Suspended Alienation: Beech?s Gregory (right) is a rare bright spot in Lodato?s dystopia.
Suspended Alienation: Beech?s Gregory (right) is a rare bright spot in Lodato?s dystopia.

In The Bread of Winter, playwright Victor Lodato has created a world on the brink of ecological collapse, where the sun never shines and the characters pin their hopes on the light of distant stars. “The cold makes you unsettled,” laments grizzled dock-worker Jack toward the end of the play’s slow-burn first act. “Makes you do things you wouldn’t normally do.” This is certainly the case for Libby (played with verve and vigor by Amy McWilliams), recently fired from a steady gig as a housekeeper/custodian of two teen boys after she has a psychotic episode while scrubbing a bathtub. Libby is so desperate to take care of someone that she attempts to thaw relations with her absentee mother and spark a romance with the brutish Jack—both with equally disastrous results—before returning to her previous employer and crossing paths again with those teen brothers. If the first act of The Bread of Winter is about the loss of innocence, Libby’s intimacy with the younger and more fragile brother, Gregory—staged to a sublimely disorienting effect with intercut dialogue—is notable as the play’s only example of a genuine human connection. Lodato’s dark vision comes alive in a staging that favors dull lights and blue gels that cast a series of dark and menacing shadows across the set. Meanwhile, the omnipresent effects of a smoke machine fill the H Street Playhouse with a haze thick enough to choke on.

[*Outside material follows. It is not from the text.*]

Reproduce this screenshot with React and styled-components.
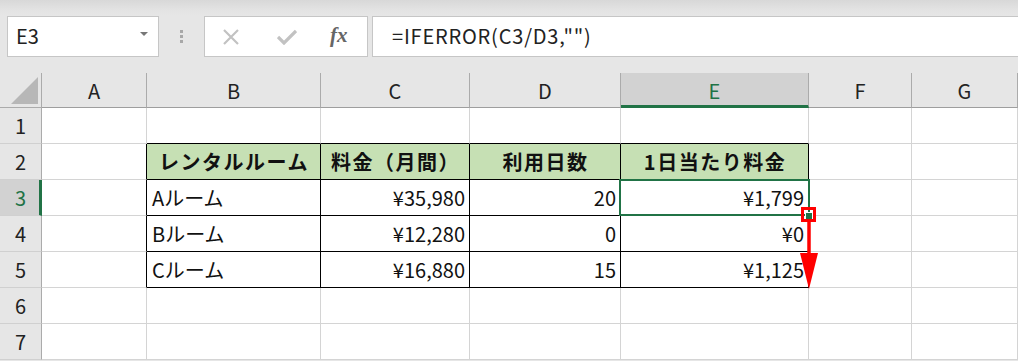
import { Fragment } from "react";
import styled, { createGlobalStyle } from "styled-components";

const GlobalStyle = createGlobalStyle`
  body {
    margin: 0;
    background: #ffffff;
    font-family: "Noto Sans CJK JP", "Noto Sans", sans-serif;
  }
`;

const COLS = [
  { name: "A", width: 105 },
  { name: "B", width: 174 },
  { name: "C", width: 149 },
  { name: "D", width: 151 },
  { name: "E", width: 188 },
  { name: "F", width: 103 },
  { name: "G", width: 106 },
];

// 表の中身（行 1〜7）
const ROWS = [
  [],
  [
    null,
    { v: "レンタルルーム", head: true },
    { v: "料金（月間）", head: true },
    { v: "利用日数", head: true },
    { v: "1日当たり料金", head: true },
  ],
  [null, { v: "Aルーム" }, { v: "¥35,980", num: true }, { v: "20", num: true }, { v: "¥1,799", num: true, sel: true }],
  [null, { v: "Bルーム" }, { v: "¥12,280", num: true }, { v: "0", num: true }, { v: "¥0", num: true }],
  [null, { v: "Cルーム" }, { v: "¥16,880", num: true }, { v: "15", num: true }, { v: "¥1,125", num: true }],
  [],
  [],
];

const Shell = styled.div`
  width: 1018px;
  height: 361px;
  overflow: hidden;
  background: #e6e6e6;
  position: relative;
`;

const TopBar = styled.div`
  height: 73px;
  box-sizing: border-box;
  padding: 16px 0 0 7px;
  display: flex;
  align-items: flex-start;
  background: linear-gradient(#d8d8d8 0, #e3e3e3 10px, #e6e6e6 16px);
`;

const NameBox = styled.div`
  width: 152px;
  height: 41px;
  box-sizing: border-box;
  border: 1px solid #c6c6c6;
  background: #ffffff;
  display: flex;
  align-items: center;
  justify-content: space-between;
  padding: 0 10px 2px 8px;
  font-size: 20px;
  color: #222;
`;

const Caret = styled.span`
  width: 0;
  height: 0;
  border-left: 4px solid transparent;
  border-right: 4px solid transparent;
  border-top: 4px solid #777;
  margin-top: -4px;
`;

const Grip = styled.div`
  width: 45px;
  height: 41px;
  display: flex;
  flex-direction: column;
  align-items: center;
  justify-content: center;
  gap: 2px;
  & span {
    width: 3px;
    height: 3px;
    background: #a8a8a8;
  }
`;

const FxBox = styled.div`
  width: 164px;
  height: 41px;
  box-sizing: border-box;
  border: 1px solid #c6c6c6;
  background: #ffffff;
  display: flex;
  align-items: center;
  padding-left: 17px;
  gap: 37px;
`;

const Fx = styled.span`
  font-family: "Liberation Serif", serif;
  font-style: italic;
  font-weight: bold;
  font-size: 21px;
  color: #666;
  margin-left: -4px;
  margin-top: -2px;
`;

const FormulaBox = styled.div`
  flex: 1;
  height: 41px;
  margin-left: 4px;
  margin-right: -4px;
  box-sizing: border-box;
  border: 1px solid #c6c6c6;
  background: #ffffff;
  display: flex;
  align-items: center;
  padding: 0 0 2px 19px;
  font-size: 20px;
  color: #222;
  letter-spacing: 0.8px;
`;

const Sheet = styled.div`
  display: grid;
  grid-template-columns: 42px ${COLS.map((c) => c.width + "px").join(" ")};
  grid-template-rows: 35px repeat(7, 36px);
  background: #ffffff;
`;

const Corner = styled.div`
  background: #e6e6e6;
  border-right: 1px solid #ababab;
  border-bottom: 1px solid #ababab;
  position: relative;
  &::after {
    content: "";
    position: absolute;
    right: 3px;
    bottom: 3px;
    width: 0;
    height: 0;
    border-left: 27px solid transparent;
    border-bottom: 27px solid #b7b7b7;
  }
`;

const ColHead = styled.div`
  background: ${(p) => (p.active ? "#d2d2d2" : "#e6e6e6")};
  color: ${(p) => (p.active ? "#217346" : "#222")};
  border-right: 1px solid #ababab;
  border-bottom: ${(p) => (p.active ? "3px solid #217346" : "1px solid #9e9e9e")};
  display: flex;
  align-items: center;
  justify-content: center;
  font-size: 20px;
  padding-top: ${(p) => (p.active ? "2px" : "0")};
  box-sizing: border-box;
`;

const RowHead = styled.div`
  background: ${(p) => (p.active ? "#d2d2d2" : "#e6e6e6")};
  color: ${(p) => (p.active ? "#217346" : "#222")};
  border-right: ${(p) => (p.active ? "3px solid #217346" : "1px solid #ababab")};
  border-bottom: 1px solid #d0d0d0;
  display: flex;
  align-items: center;
  justify-content: center;
  font-size: 20px;
  padding-left: ${(p) => (p.active ? "2px" : "0")};
  box-sizing: border-box;
`;

const Cell = styled.div`
  box-sizing: border-box;
  border-right: 1px solid ${(p) => (p.edgeR ? "#000" : "#d4d4d4")};
  border-bottom: 1px solid ${(p) => (p.edgeB ? "#000" : "#d4d4d4")};
  background: ${(p) => (p.head ? "#c6e0b4" : "#ffffff")};
  display: flex;
  align-items: center;
  justify-content: ${(p) => (p.head ? "center" : p.num ? "flex-end" : "flex-start")};
  padding: 0 4px 0 5px;
  font-size: 20px;
  font-weight: ${(p) => (p.head ? 700 : 400)};
  letter-spacing: ${(p) => (p.head ? "1.5px" : "0")};
  color: #111;
  white-space: nowrap;
  position: relative;
  ${(p) =>
    p.sel &&
    `
    z-index: 1;
    &::before {
      content: "";
      position: absolute;
      left: -2px;
      top: -1px;
      right: -2px;
      bottom: -1px;
      border: 2px solid #217346;
      pointer-events: none;
    }
    &::after {
      content: "";
      position: absolute;
      right: -5px;
      bottom: -5px;
      width: 6px;
      height: 6px;
      background: #217346;
      border: 1px solid #fff;
    }
  `}
`;

const HandleMark = styled.div`
  position: absolute;
  left: 801px;
  top: 207px;
  width: 15px;
  height: 15px;
  box-sizing: border-box;
  border: 3px solid #ff0000;
  z-index: 2;
`;

const Arrow = styled.svg`
  position: absolute;
  left: 799px;
  top: 221px;
  z-index: 2;
`;

const inTable = (r, c) => r >= 1 && r <= 4 && c >= 1 && c <= 4;

export default function App() {
  return (
    <Shell>
      <GlobalStyle />
      <TopBar>
        <NameBox>
          E3
          <Caret />
        </NameBox>
        <Grip>
          <span />
          <span />
          <span />
        </Grip>
        <FxBox>
          <svg width="18" height="18" viewBox="0 0 18 18">
            <path d="M2 2 L16 16 M16 2 L2 16" stroke="#c2c2c2" strokeWidth="2.2" fill="none" />
          </svg>
          <svg width="20" height="16" viewBox="0 0 20 16">
            <path d="M1 8 L7 14 L19 2" stroke="#c2c2c2" strokeWidth="3.2" fill="none" />
          </svg>
          <Fx>fx</Fx>
        </FxBox>
        <FormulaBox>=IFERROR(C3/D3,"")</FormulaBox>
      </TopBar>

      <Sheet>
        <Corner />
        {COLS.map((c) => (
          <ColHead key={c.name} active={c.name === "E"}>
            {c.name}
          </ColHead>
        ))}
        {ROWS.map((row, r) => (
          <Fragment key={r}>
            <RowHead active={r === 2}>{r + 1}</RowHead>
            {COLS.map((c, ci) => {
              const d = row[ci] || {};
              const edgeR = inTable(r, ci) || inTable(r, ci + 1);
              const edgeB = inTable(r, ci) || inTable(r + 1, ci);
              return (
                <Cell
                  key={c.name}
                  edgeR={edgeR}
                  edgeB={edgeB}
                  head={d.head}
                  num={d.num}
                  sel={d.sel}
                >
                  {d.v}
                </Cell>
              );
            })}
          </Fragment>
        ))}
      </Sheet>

      <HandleMark />
      <Arrow width="22" height="70" viewBox="0 0 22 70">
        <line x1="10" y1="0" x2="10" y2="40" stroke="#ff0000" strokeWidth="3.5" />
        <path d="M1 32 L19 32 L10 68 Z" fill="#ff0000" />
      </Arrow>
    </Shell>
  );
}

It’s no coincidence that Klyph Stanford’s set design features six doorways, which characters noticeably exit more frequently than they enter. Home proves to be a terrifying notion for Libby and Gregory (William Beech, all raw nerves, with a depth and maturity that belies his youthful appearance), both of whom struggle to find safe spaces. In The Bread of Winter, children are forced to become their own parents—and they make a righteous mess of it. Libby’s loveless environment has stunted her own social development, and one unspeakable act at the hands of his older brother Richard has threatened to do the same for Gregory. The chemistry between McWilliams and Beech is impossible to deny, but the rest of Lodato’s characters often come across as magnetic poles repelling one another. Maybe that’s why the open-ended nature of the first act is eminently more satisfying than the “hurry up and wait” tone of what follows after intermission—Lodato has created an environment too alienating to be settled with one warm embrace.